My aplogies to all those that have been trying to keep up but we hope that's the last of it. From now on, we'll continue to beef up core as we need and then add plugins only when we need new behaviour.

Of course we'll always reserve the right to change our minds ;-)

Foreign Key Associations Plugin

I've done quite a bit of refactoring of my Ruby on Rails plugins lately which, unfortunately, broke some stuff (thanks to all those that let me know) but the upshot is a much cleaner division of resposibility between plugins; and some sorely needed unit tests.

Another of the benefits from all of this was yet another plugin, this time to automatically generate associations based on foreign-keys.

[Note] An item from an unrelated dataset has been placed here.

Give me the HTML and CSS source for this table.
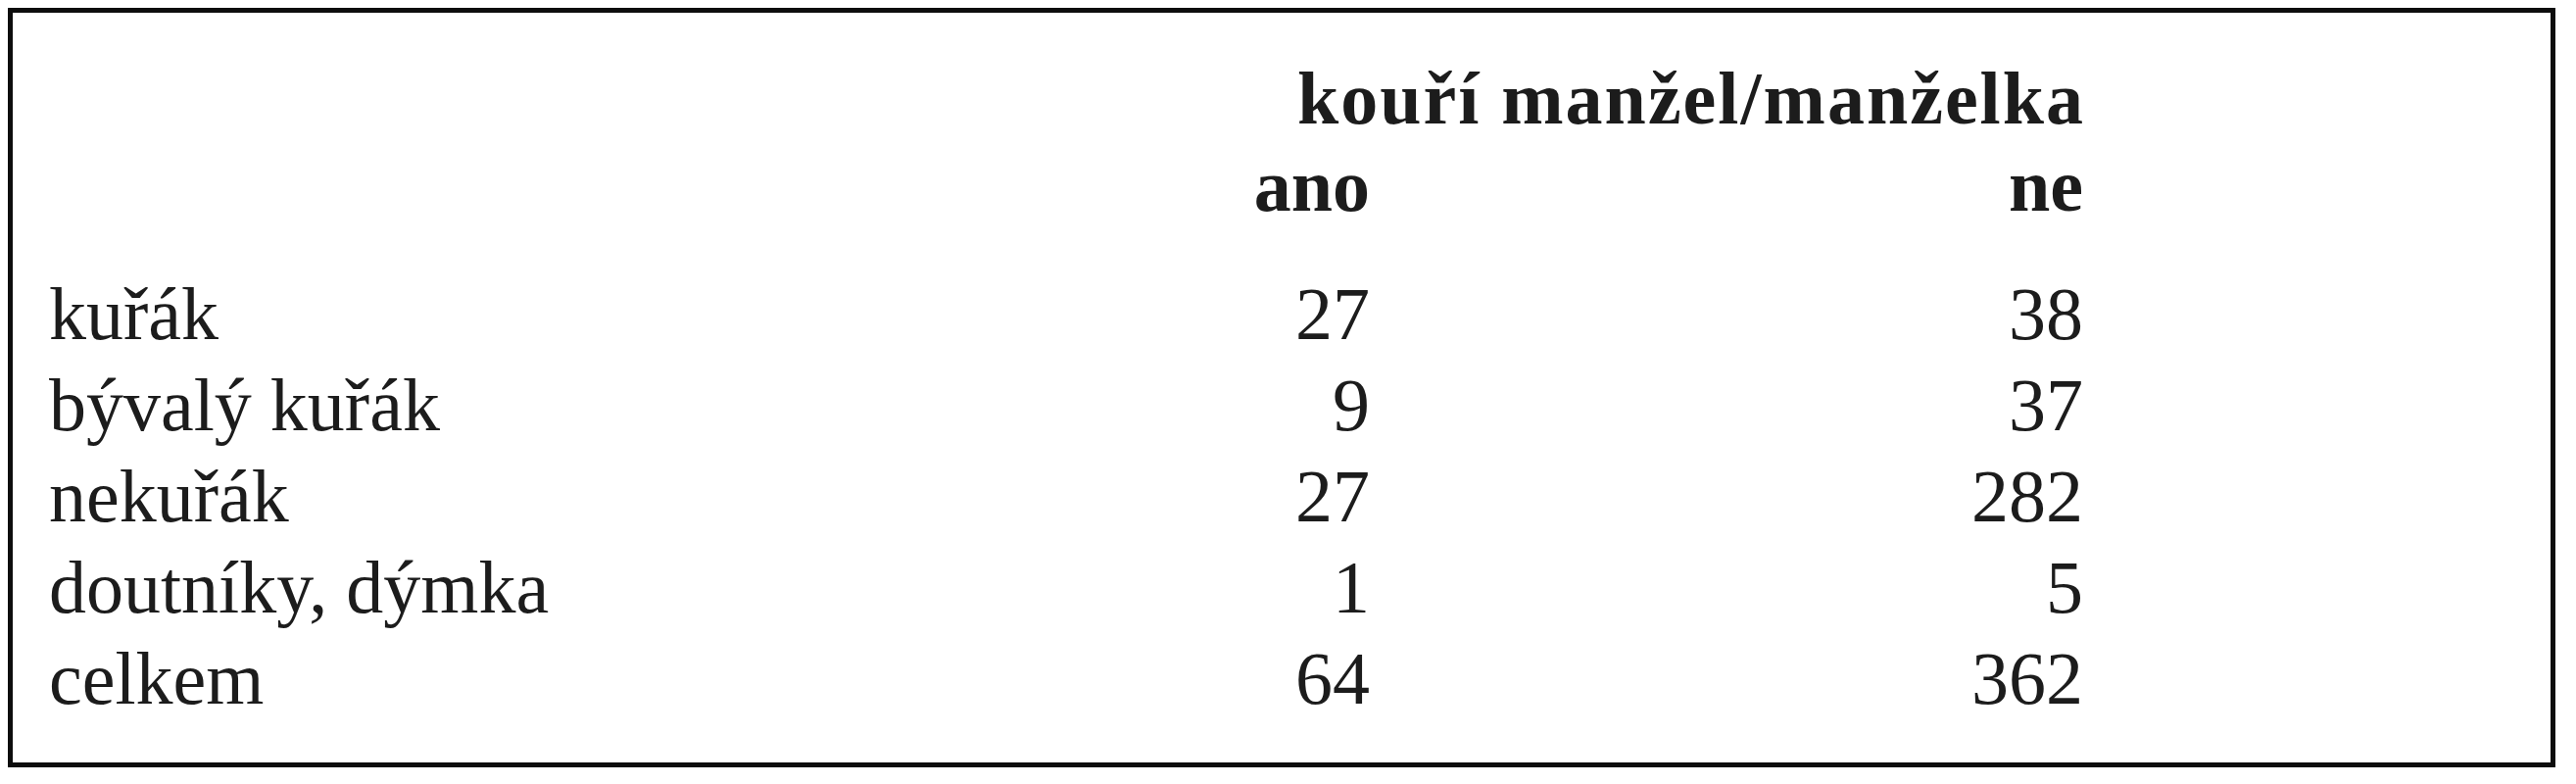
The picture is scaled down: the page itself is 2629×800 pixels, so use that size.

For example, given a foreign-key from a customer_id column in an orders table to an id column in a customers table, the plugin generates:

  • Order.belongs_to :customer; and
  • Customer.has_many :orders.

(In the near future we intend to support has_one associations for foreign-key columns having a unique index.).

If there is a uniqueness constraint—eg unique index—on a foreign-key column, then the plugin will generate a has_one instead of a has_many.

For example, given a foreign-key from an order_id column with a uniqueness constraint in an invoices table to an id column in an orders table, the plugin generates:

  • Invoice.belongs_to :order; and
  • Order.has_one :invoice.

You can download the latest version directly from svn://rubyforge.org//var/svn/redhillonrails/trunk/vendor/plugins/foreign_key_associations

For all those that have asked for pure HTTP access, I hear you and I'm working on it. (It seems ./script/plugin install doesn't understand the format of the browse repository pages on RubyForge. DOH!)